MVGA 0910 Maintenance-Medieval 0 Credits (Staff)
MVGA 8500 Independent Research 2 Credits (Staff)
MVGA 8501 Independent Research 1 Credit (Staff)
MVGA 5079: Medieval Manuscripts, Music, and Liturgy, 4 credits (Boyce) M 5:00-7:30 pm
Monks, nuns, canons and friars spent many hours each day in the performance of the medieval liturgy; their liturgies shaped their corporate identity and their personal spiritual life. The complex group of manuscripts that were written for use in celebrating Mass and chanting the Divine Office were essential to performing the liturgy correctly. These liturgical books were meticulously prepared and treated with great care by the participants.
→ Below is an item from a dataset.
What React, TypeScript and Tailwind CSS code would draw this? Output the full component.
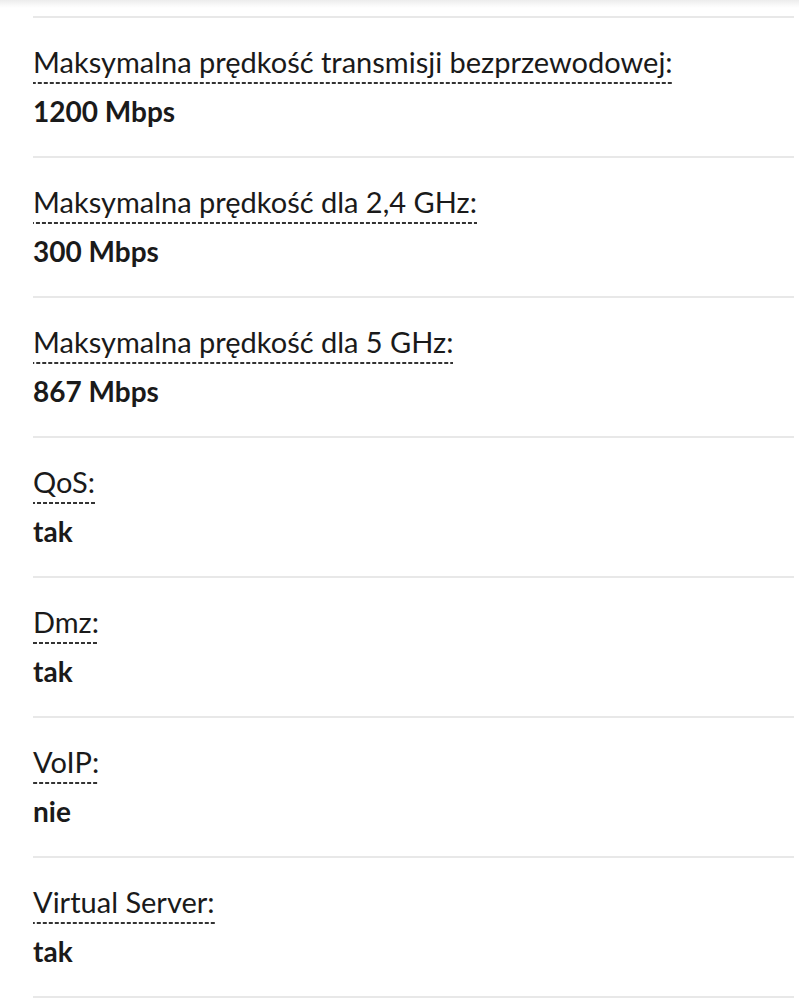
import React from "react";

const rows: [string, string][] = [
  ["Maksymalna prędkość transmisji bezprzewodowej:", "1200 Mbps"],
  ["Maksymalna prędkość dla 2,4 GHz:", "300 Mbps"],
  ["Maksymalna prędkość dla 5 GHz:", "867 Mbps"],
  ["QoS:", "tak"],
  ["Dmz:", "tak"],
  ["VoIP:", "nie"],
  ["Virtual Server:", "tak"],
];

export default function App() {
  return (
    <div className="min-h-[1000px] bg-white font-['Lato',sans-serif] text-[#1a1a1a]">
      <div className="h-[8px] bg-[linear-gradient(to_bottom,#ececec,#fafafa_70%,#ffffff)]" />
      <div className="pl-[33px] pr-[5px] pt-[8px]">
        {rows.map(([label, value]) => (
          <div key={label} className="border-t-2 border-[#e8e8e8] h-[140px] pt-[26px]">
            <div className="leading-[36px]">
              <span className="text-[29px] pb-[5px] bg-[linear-gradient(to_right,#333_4px,transparent_4px)] bg-[length:6px_2px] bg-repeat-x bg-bottom">
                {label}
              </span>
            </div>
            <div className="text-[28px] font-bold leading-[36px] mt-[8px]">{value}</div>
          </div>
        ))}
        <div className="border-t-2 border-[#e8e8e8]" />
      </div>
    </div>
  );
}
The course will discuss the shape of the medieval liturgy, the importance of music as a vehicle for prayer, the role of the choir books in liturgical performance, the composition of the books and their relationship to each other. Students will learn how to sing some of the chants, how to analyze the music of the pieces, how to understand the structure of an individual feast and how to understand the composition of the books as a whole. In addition we will discuss the monastic and cathedral liturgies, including the important role of the mendicant orders, founded in the thirteenth century, in the organization and dissemination of the Masses and offices of saints' feasts
ENGA 5210: Introduction to Old Norse Language and Literature, 3 credits (Chase) W 5:00-7:00 pm
The course will involve both an introduction to Old Norse language, and the study of representative works from a variety of genres: historical prose, saga prose, and hagiography, as well as eddic poetry (wisdom, myth, legend) and the encomiastic poetry of the skalds. Readings will be partly in Old Norse, partly in translation. We will attempt to situate the texts in their medieval cultural context (analogues in English, French, German, and Latin literature), and we will spend some time on Old Norse palaeography and codicology so that students can better appreciate their material context. There is no prerequisite for the course and no prior knowledge is assumed, but students should be aware that the course will involve language study.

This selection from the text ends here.